Wednesday, April 18, 2007

Here's an idea: fighting homelessness
with apartments instead of shelters



Andrew Adams was homeless for much of the past 20 years. Then, last fall, he was pulled from the street by a program that places mentally ill homeless people in apartments and provides them with services to help them live on their own.

He now lives in a small one-bedroom apartment in a low-rent neighborhood. It is neatly furnished with donated furniture and a few things Adams has purchased.

"I'm beginning to feel more complete," Adams said as he sat on a small couch in his living room. "I have heat now, so I don't have to be cold."


A national effort to end chronic homelessness gives people permanent housing, in apartments, rather than offering temporary beds in shelters.

The effort targets the hardest cases: the people who mutter on street corners, sleep in doorways and rummage through garbage cans. Most are addicts, mentally ill or physically disabled. Many have resisted efforts to help them, some for decades.

In a few cities, the results have proved remarkable. But it has not come easy for communities as they try to navigate the maze of funding sources needed for such programs.

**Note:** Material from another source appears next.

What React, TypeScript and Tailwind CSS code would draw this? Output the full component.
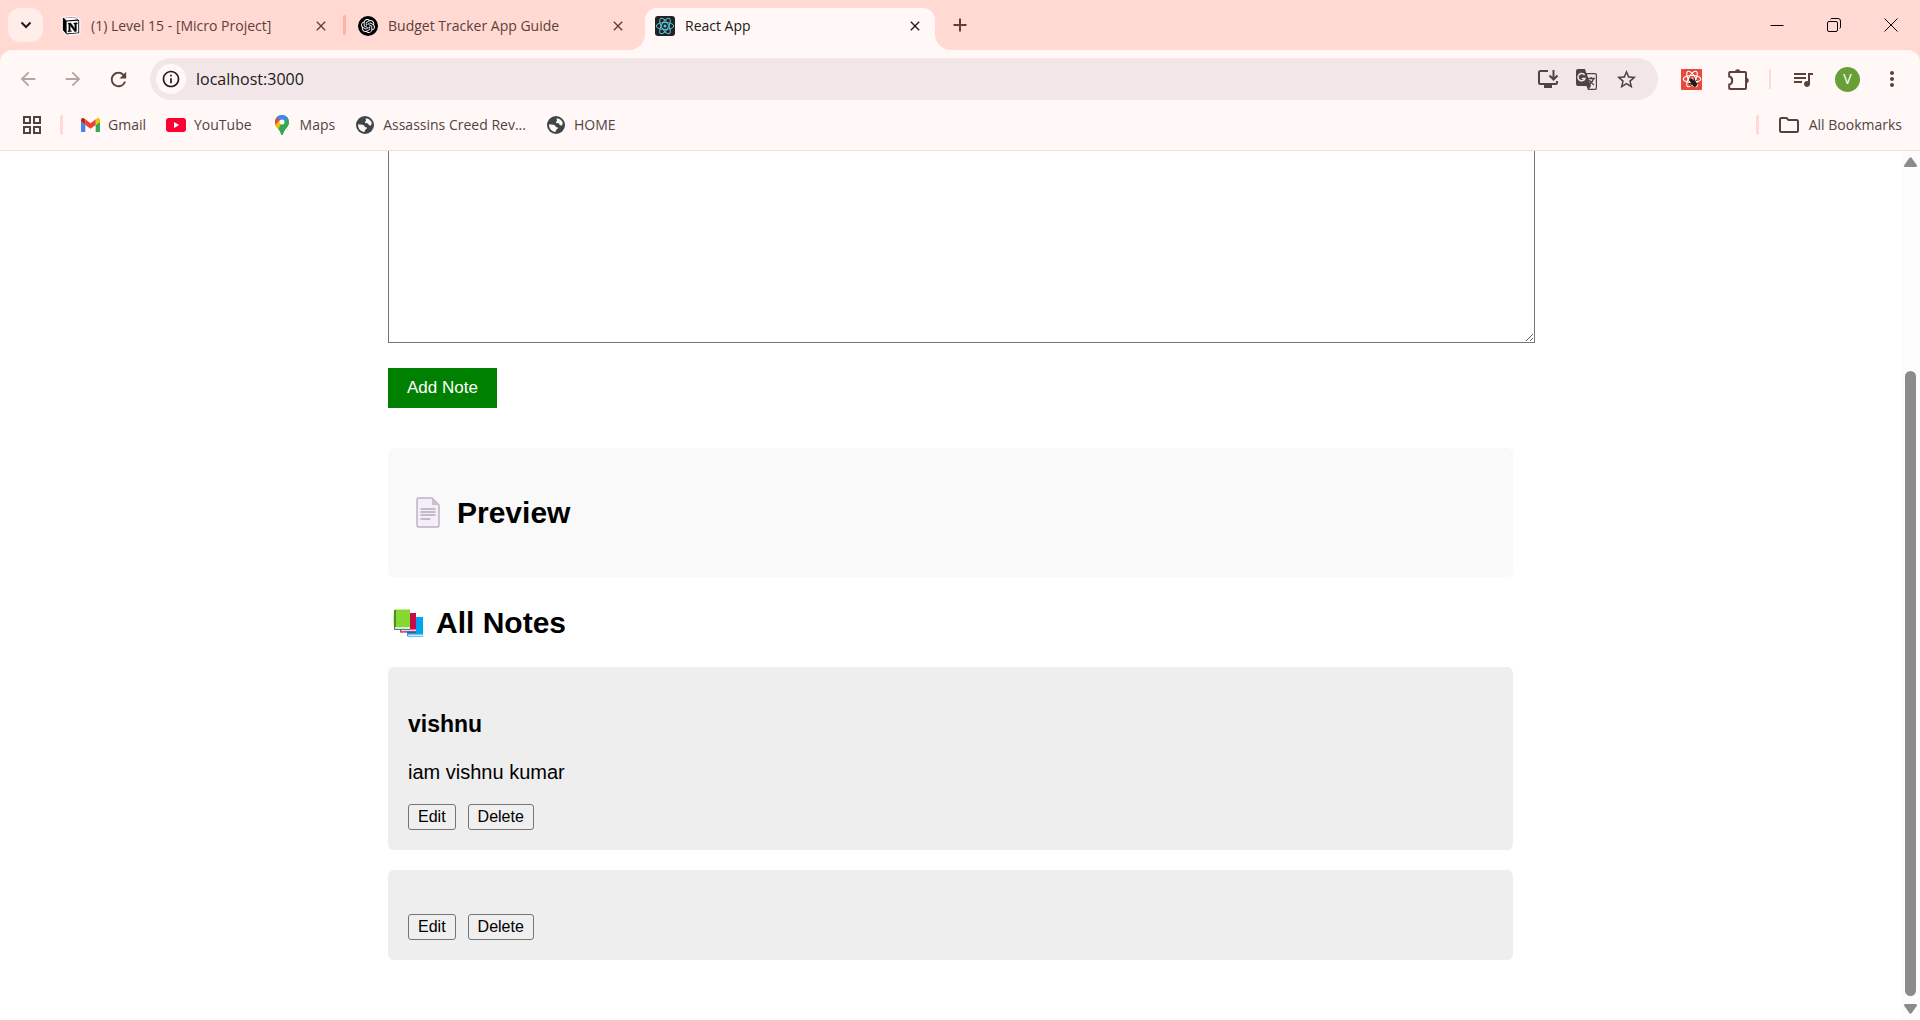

"We had spent 20 years managing the crisis," said Philip Mangano, who coordinates homeless programs for the federal government. "We thought a blanket and a bowl of soup was the best we could do for people. ... Now, we intend to end this disgrace."

The U.S. had three-quarters of a million homeless people according to a national count in January 2005—the government's only national estimate. Nearly half of the homeless slept outside; the rest were in shelters or transitional beds.